Semi-final 1 (1st vs 4th) – winner to final, loser to bronze medal match

Semi-final 2 (2nd vs 3rd) – winner to final, loser to bronze medal match

Bronze Medal Match – winner receives bronze medal, loser to World Cup Plate final

Women's Division

Major Semi-final (1st vs 2nd) – winner to final, loser to preliminary final

Qualifying Final (3rd vs 5th) – winner to minor semi final, loser knocked out

Minor Semi-final – winner to preliminary final, loser knocked out

Preliminary Final – winner to final, loser knocked out

==Finals==

Men's Division

World Cup
The World Cup final was contested between Australia and South Africa. This final was the sixth consecutive appearance in a World Cup final and was the first for South Africa. Despite performing below expectations early in the tournament, Australia easily accounted for England in their semi final. The South African team, on the other hand, came through a tough encounter with the New Zealand team by just three runs.
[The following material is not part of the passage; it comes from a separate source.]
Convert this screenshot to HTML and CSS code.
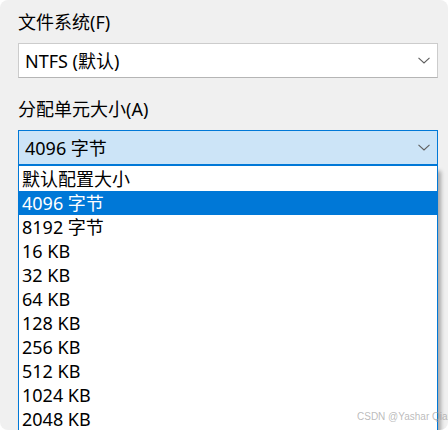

In the end, Australia managed a narrow but comfortable victory to claim their sixth consecutive title.

World Cup Plate
A secondary and subordinate final was played between England (the loser of the bronze medal match) and France (the highest ranked team from the bottom three teams). England rebounded from their heavy loss against New Zealand in the bronze medal match to claim the first Plate title.

Women's Division
The Women's World Cup Final featured Australia and South Africa. South Africa entered the team as favourites having accounted for Australia in all but one of their encounters in the earlier stages of the World Cup. Australia, however, rebounded and managed to claim their fifth consecutive World Cup title.

==Player of the tournament==
Nineteen year old Lee Irwin of Australia was awarded player of the tournament.